Furthermore, in Brazil, pro-Bolsonaro hashtags were posted on Twitter, Facebook and TikTok saw a huge surge in searches for ‘rigged ballots’, and in-person events were organized through Telegram channels.

Social media is the fuel, not the fire

The dispersion of responsibility between social media companies often makes blame attribution more difficult, and policy rectification even harder. But the narrative is clear: Big Tech and social media are bad for democracy.

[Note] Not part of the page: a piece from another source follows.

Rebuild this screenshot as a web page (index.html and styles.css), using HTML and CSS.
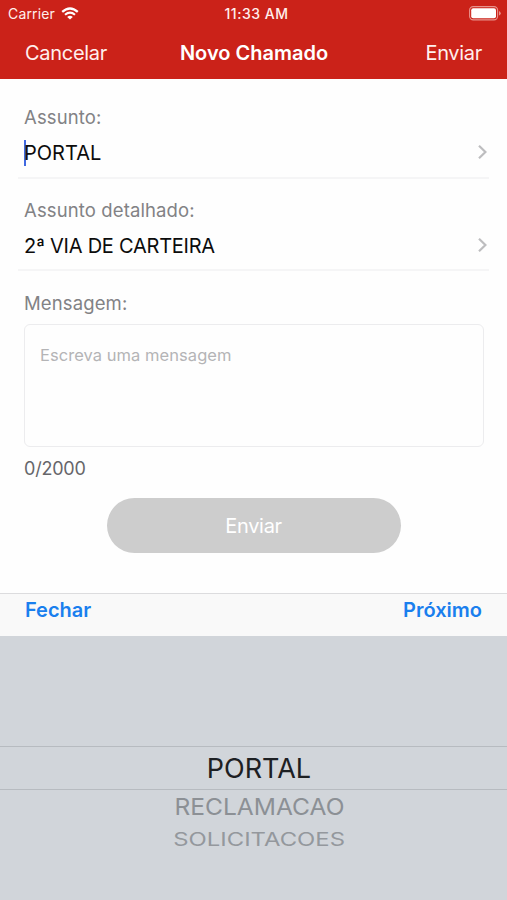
FILE: index.html
```
<!DOCTYPE html>
<html lang="pt-BR">
<head>
	<meta charset="utf-8">
	<meta name="viewport" content="width=device-width, initial-scale=1">
	<title>Novo Chamado</title>
	<link rel="stylesheet" href="styles.css">
</head>
<body>
	<header>
		<div class="status">
			<div class="carrier">
				<span>Carrier</span>
				<svg class="wifi" width="18" height="13" viewBox="0 0 18 13">
					<path d="M1.2 4.9 Q9 -2 16.8 4.9" fill="none" stroke="#fff" stroke-width="2.3"/>
					<path d="M4 7.8 Q9 3.6 14 7.8" fill="none" stroke="#fff" stroke-width="2.1"/>
					<path d="M6.2 9.9 Q9 7.7 11.8 9.9 L9 12.6 Z" fill="#fff"/>
				</svg>
			</div>
			<span class="time">11:33 AM</span>
			<svg class="battery" width="32" height="15" viewBox="0 0 32 15">
				<rect x="0.6" y="0.6" width="28" height="13.3" rx="3.6" fill="none" stroke="#e8928c" stroke-width="1.1"/>
				<rect x="2.2" y="2.2" width="24.8" height="10.1" rx="2" fill="#fff"/>
				<path d="M30 5 Q31.7 5.7 31.7 7.3 Q31.7 8.9 30 9.6 Z" fill="#e8928c"/>
			</svg>
		</div>
		<nav>
			<a class="cancel">Cancelar</a>
			<h1>Novo Chamado</h1>
			<a class="send">Enviar</a>
		</nav>
	</header>

	<main>
		<div class="field">
			<label>Assunto:</label>
			<div class="value">
				<span class="cursor"></span>
				<span class="portal">PORTAL</span>
				<svg class="chevron" width="9" height="14" viewBox="0 0 9 14"><path d="M1 0.8 L7.4 7 L1 13.2" fill="none" stroke="#bdbdbf" stroke-width="2.2"/></svg>
			</div>
		</div>
		<div class="field detail">
			<label>Assunto detalhado:</label>
			<div class="value">
				<span class="subject">2ª VIA DE CARTEIRA</span>
				<svg class="chevron" width="9" height="14" viewBox="0 0 9 14"><path d="M1 0.8 L7.4 7 L1 13.2" fill="none" stroke="#bdbdbf" stroke-width="2.2"/></svg>
			</div>
		</div>
		<div class="message">
			<label>Mensagem:</label>
			<div class="box">Escreva uma mensagem</div>
			<div class="counter">0/2000</div>
		</div>
		<button type="button">Enviar</button>
	</main>

	<div class="toolbar">
		<a class="close">Fechar</a>
		<a class="next">Próximo</a>
	</div>
	<ul class="picker">
		<li class="selected"><span>PORTAL</span></li>
		<li class="second"><span>RECLAMACAO</span></li>
		<li class="third"><span>SOLICITACOES</span></li>
	</ul>
</body>
</html>
```
FILE: styles.css
```
* {
	box-sizing: border-box;
}

body {
	margin: 0;
	height: 900px;
	display: flex;
	flex-direction: column;
	overflow: hidden;
	background: #fefefe;
	font-family: Inter, "Liberation Sans", sans-serif;
	color: #0c0c0c;
}

/* Status bar and navigation */
header {
	height: 79px;
	background: #cb2219;
	color: #ffefed;
}

.status {
	display: grid;
	grid-template-columns: 1fr auto 1fr;
	align-items: center;
	height: 27px;
	padding: 0 6px 0 8px;
	font-size: 14px;
}

.carrier {
	display: flex;
	align-items: center;
	gap: 6px;
	letter-spacing: 0.15px;
}

.time {
	margin-left: 4px;
	font-weight: 500;
	letter-spacing: 0.5px;
}

.battery {
	justify-self: end;
}

nav {
	display: grid;
	grid-template-columns: 1fr auto 1fr;
	align-items: center;
	height: 51px;
	padding: 0 25px;
	font-size: 20px;
	letter-spacing: -0.3px;
}

h1 {
	margin: 0 0 0 1px;
	font-size: 20px;
	font-weight: 600;
	letter-spacing: 0;
	color: #fff;
}

.send {
	justify-self: end;
}

/* Form */
main {
	display: flex;
	flex-direction: column;
	height: 514px;
	padding: 22px 18px 0;
}

label {
	display: block;
	height: 32px;
	line-height: 32px;
	font-size: 18.5px;
	letter-spacing: 0.12px;
	color: #828285;
}

.field {
	height: 78px;
	padding: 0 2px 0 6px;
	border-bottom: 2px solid #f5f5f6;
}

.detail {
	height: 92px;
	padding-top: 15px;
}

.value {
	display: flex;
	align-items: center;
	height: 40px;
	font-size: 20px;
}

.subject {
	letter-spacing: -0.25px;
}

.cursor {
	width: 2px;
	height: 26px;
	margin-right: -2px;
	background: #4169e1;
}

.chevron {
	margin: -2px 0 0 auto;
}

.message {
	padding: 16px 5px 0 6px;
}

.box {
	height: 123px;
	padding: 14px 15px;
	border: 1px solid #ececee;
	border-radius: 6px;
	line-height: 32px;
	font-size: 16.5px;
	letter-spacing: 0.05px;
	color: #b4b4b6;
}

.message label {
	height: 37px;
}

.counter {
	height: 41px;
	line-height: 43px;
	font-size: 18px;
	letter-spacing: -0.2px;
	color: #66666a;
}

button {
	align-self: center;
	width: 294px;
	height: 55px;
	margin-top: 10px;
	padding: 0;
	border: 0;
	border-radius: 28px;
	background: #cdcdcd;
	color: #fff;
	font-family: inherit;
	font-size: 20px;
	letter-spacing: -0.3px;
}

/* Picker */
.toolbar {
	display: flex;
	justify-content: space-between;
	height: 43px;
	padding: 0 25px;
	border-top: 1px solid #dcdcde;
	background: #f9f9f9;
	line-height: 32px;
	font-size: 20px;
	font-weight: 600;
	color: #1a7fee;
}

.picker {
	flex: 1;
	margin: 0;
	padding: 110px 0 0;
	background: #d1d5da;
	list-style: none;
	text-align: center;
	font-size: 27px;
}

.picker li {
	display: flex;
	align-items: center;
	justify-content: center;
}

.selected {
	height: 44px;
	border-top: 1px solid #b7bbc0;
	border-bottom: 1px solid #b7bbc0;
	color: #1d2023;
	padding-left: 11px;
}

.second {
	height: 33px;
	padding-left: 11px;
	color: #8c9095;
}

.second span {
	transform: scale(0.91, 0.86);
}

.third {
	height: 33px;
	padding-left: 11px;
	color: #94989d;
}

.third span {
	transform: scale(0.885, 0.68);
}
```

However, this conclusion is too simplistic. Social media is not inherently good or bad for democracy, but it acts as an extreme accelerator to the tides of change that can be set in motion by larger actors such as important individuals or the media. If these actors are anti-democratic, then their supporters will follow suit. For example, in the case of the January 6 attempted coup, social media amplified and accelerated tensions and anti-democratic beliefs that already existed within these far-right communities—but it is not solely to blame. Technology was used to spread misinformation before January 6, however, mainstream news such as Fox News repeatedly had guests who raised concerns about voter fraud and implied that the election result was not legitimate. So much so that voting machine company Dominion actually sued Fox News Corp in a $1.6 billion lawsuit for amplifying false claims about the election being rigged. Social media amplified these claims, many of which were made by then-President Donald Trump online and during speeches. The origin of election fraud was not Twitter, but rather Donald Trump himself, and senior members of his team. Understanding that social media is the fuel that can make the fire spread, but not the fire itself, is key to understanding the blame that should be attributed to social media companies. Social media companies must understand how their platforms enable information to spread to millions of people in a very short amount of time, and consequently should spend more money and time anticipating when a political wildfire is on the precipice of being ignited. The lack of crisis response, as evident in the January coup attempts in the US and Brazil, is a key part of the problem.

However, the problem is that many of these companies exist via an advertising model that is directly attributed to user engagement and view count. The more people on the platform, however outrageous and inflammatory the content, means the greater that the platform can charge advertisers. In many ways, political instability and controversy can be good for engagement, so every time this happens, the fuel is playing with the fire. Unfortunately, this too often leads to very negative consequences for all.